Quant au FN, le département reste pour moi l’unité de référence, je ne suis donc pas particulièrement opposé à cette proposition. Les discussions actuelles sur une possible suppression du département me chagrinent : lorsque j’avais participé à la Commission Attali, tous les membres souhaitaient le voir disparaître et j’y étais le seul opposé. Il y a souvent une opposition de l’élite administrative au niveau départemental, perçu comme échelon intermédiaire et relativement inefficace. En revanche, on a pu remarquer un soutien populaire au département, notamment lorsqu’il s’est agi de supprimer le numéro des plaques d’immatriculation. Après tout, c’est encore ce qui permet de se retrouver ensemble au camping pour l’apéritif.
On croit remarquer un jeu d’échelle dans le programme du FN, une forme de tension jacobine visant à supprimer des échelons infranationaux mais aussi supranationaux pour se rapprocher du « centre » français. Cependant le poids politique caractérisant l’Union européenne reste très teinté d’économie et on pourrait difficilement parler d’un véritable fédéralisme européen.

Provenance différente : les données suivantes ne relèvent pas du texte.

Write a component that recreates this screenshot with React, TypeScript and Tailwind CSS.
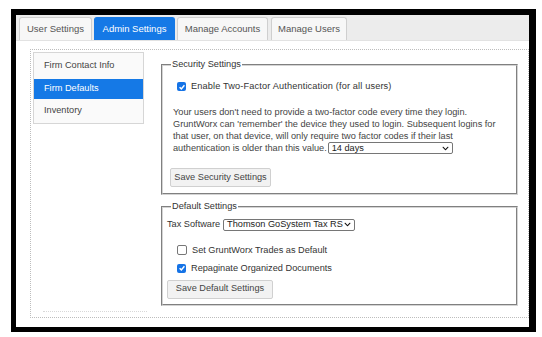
import { FaChevronDown } from "react-icons/fa";

function Tab({ label, active }: { label: string; active?: boolean }) {
  return (
    <div
      className={`h-[23px] flex items-center justify-center rounded-t-[3px] border border-b-0 text-[9.5px] ${
        active
          ? "bg-[#1579e6] border-[#1579e6] text-white"
          : "bg-[#f7f7f7] border-[#cfcfcf] text-[#555]"
      }`}
    >
      {label}
    </div>
  );
}

function Check({ on }: { on?: boolean }) {
  if (on) {
    return (
      <span className="w-[9px] h-[9px] rounded-[2px] bg-[#1573e6] flex items-center justify-center shrink-0">
        <svg viewBox="0 0 10 10" className="w-[8px] h-[8px]">
          <path d="M2 5.2 L4.2 7.3 L8 2.8" fill="none" stroke="white" strokeWidth="1.8" />
        </svg>
      </span>
    );
  }
  return <span className="w-[10px] h-[10px] rounded-[2px] border border-[#777] bg-white shrink-0" />;
}

function Select({ value, width }: { value: string; width: string }) {
  return (
    <span
      className={`${width} h-[12px] border border-[#767676] rounded-[2px] bg-white flex items-center justify-between pl-[3px] pr-[3px] text-[#222]`}
    >
      <span>{value}</span>
      <FaChevronDown size={7} className="text-[#111]" />
    </span>
  );
}

function Button({ label, width }: { label: string; width: string }) {
  return (
    <div
      className={`${width} h-[19px] border border-[#d0d0d0] rounded-[2px] bg-[#f2f2f2] flex items-center justify-center text-[#444]`}
    >
      {label}
    </div>
  );
}

export default function App() {
  return (
    <div
      className="w-[542px] h-[337px] bg-white pt-[9px] pl-[11px]"
      style={{ fontFamily: '"Liberation Sans", Arial, sans-serif' }}
    >
      <div className="w-[525px] h-[323px] border-black border-l-[5px] border-t-[6px] border-r-[7px] border-b-[5px] flex flex-col">
        {/* tabs */}
        <div className="h-[25px] bg-[#ececec] flex items-end pl-[3px] gap-[2px] shrink-0">
          <div className="w-[73px]">
            <Tab label="User Settings" />
          </div>
          <div className="w-[81px]">
            <Tab label="Admin Settings" active />
          </div>
          <div className="w-[91px]">
            <Tab label="Manage Accounts" />
          </div>
          <div className="w-[76px] ml-[1px]">
            <Tab label="Manage Users" />
          </div>
        </div>

        <div className="flex-1 bg-white border-t border-[#e2e2e2] pt-[8px] pl-[14px]">
          <div className="w-[499px] h-[269px] border border-dotted border-[#bdbdbd] flex text-[9.2px] text-[#333]">
            {/* left nav */}
            <div className="ml-[2px] mt-[2px] w-[111px] flex flex-col">
              <div className="border border-[#d6d6d6] bg-[#fafafa]">
                <div className="h-[26px] flex items-center pl-[10px] text-[#444]">Firm Contact Info</div>
                <div className="h-[20px] flex items-center pl-[10px] bg-[#1579e6] text-white">Firm Defaults</div>
                <div className="h-[24px] flex items-center pl-[10px] text-[#444]">Inventory</div>
              </div>
              <div className="mt-auto mb-[5px] ml-[10px] w-[104px] border-t border-dotted border-[#d8d8d8]" />
            </div>

            {/* settings */}
            <div className="ml-[17px] mt-[9px] w-[357px] flex flex-col gap-[6px]">
              <fieldset className="border-2 [border-style:groove] border-[#d4d4d4] pl-[10px] pr-[8px] pb-[5px] h-[136px]">
                <legend className="ml-[-2px] px-[1px] leading-[11px] text-[#333]">Security Settings</legend>
                <div className="flex items-center gap-[5px] ml-[4px] mt-[11px] leading-[11px]">
                  <Check on />
                  <span className="tracking-[0.15px]">Enable Two-Factor Authentication (for all users)</span>
                </div>
                <div className="mt-[14px] leading-[12px] text-[#444]">
                  Your users don't need to provide a two-factor code every time they login.
                  <br />
                  GruntWorx can 'remember' the device they used to login. Subsequent logins for
                  <br />
                  that user, on that device, will only require two factor codes if their last
                  <br />
                  <span className="flex items-center gap-[1px]">
                    <span>authentication is older than this value.</span>
                    <Select value="14 days" width="w-[125px]" />
                  </span>
                </div>
                <div className="mt-[14px] -ml-[3px]">
                  <Button label="Save Security Settings" width="w-[101px]" />
                </div>
              </fieldset>

              <fieldset className="border-2 [border-style:groove] border-[#d4d4d4] pl-[4px] pr-[8px] h-[105px]">
                <legend className="ml-[4px] px-[1px] leading-[11px] text-[#333]">Default Settings</legend>
                <div className="flex items-center gap-[3px] mt-[6px]">
                  <span>Tax Software</span>
                  <Select value="Thomson GoSystem Tax RS" width="w-[132px]" />
                </div>
                <div className="flex items-center gap-[5px] ml-[10px] mt-[13px] leading-[11px]">
                  <Check />
                  <span>Set GruntWorx Trades as Default</span>
                </div>
                <div className="flex items-center gap-[5px] ml-[10px] mt-[7px] leading-[11px]">
                  <Check on />
                  <span>Repaginate Organized Documents</span>
                </div>
                <div className="mt-[6px]">
                  <Button label="Save Default Settings" width="w-[106px]" />
                </div>
              </fieldset>
            </div>
          </div>
        </div>
      </div>
    </div>
  );
}
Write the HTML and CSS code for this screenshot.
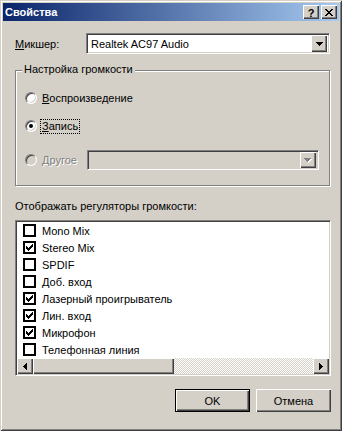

Au-delà des stratégies électorales, comment comprendre que l’UE, dans certains discours politiques, se fasse plus fédéraliste qu’elle ne l’est en réalité ?
Et encore, l’Union n’exerce pas un véritable monopole économique et fiscal et reste très critiquée pour cela. Elle est, au fond, toujours limitée quant à la portée de ses actions. Il en va ainsi des régimes d’imposition qui restent encore la compétence quasi-exclusive des Etats-membres. Il y a un impensé économique européen puisque beaucoup sont d’accord pour la présenter comme l’échelle la plus pertinente pour peser économiquement, ne serait-ce que comme « puissance normative » comme le disait Zaki Laïdi, alors qu’elle sert encore pour beaucoup les intérêts des multinationales, notamment via la question de l’impôt sur les sociétés.
Pour reprendre votre question, je crois qu’il y a un imaginaire de l’Union européenne qui la fait tendre vers ce modèle fédéraliste et qui n’est pas exclusivement la caractéristique des discours politiques mais aussi une image partagée par beaucoup hors de l’Europe. Il faut ici rappeler la question devenue presque un lieu commun mais qui m’a été posée lors d’un déplacement au Mexique : « La France… c’est en Europe — non ? ». Peut-être faut-il y voir la confirmation que la bonne échelle est celle continentale.
Et pourtant, force est de constater le retour d’une forme de nationalisme et l’affirmation d’une identité française contre une autre supposée européenne ou même bretonne ou basque.
La question de l’identité m’intéresse tout particulièrement et j’ai souhaité réunir mes idées dans un petit livre paru très récemment et intitulé Malaise dans l’identité. L’idée m’est venue après une interview donnée au magazine Bretons dans laquelle j’ai tenté d’expliquer l’impossibilité de penser de la même manière l’identité française et celle bretonne.
L’identité bretonne n’existe que culturellement (au même titre d’ailleurs que la Bretagne comprise hors de sa dimension régionale) : on est breton parce qu’on se sent breton. Par opposition, l’identité française procède par exclusion, en écartant un certain nombre de personnes par des dispositifs et matérialisations institutionnels (tels que la carte d’identité), il faut donc s’en méfier. L’identité européenne est intéressante parce que, subtilement, elle se détache des institutions et mécanismes européens : elle est, selon l’article 9 du TUE, simplement « additive ».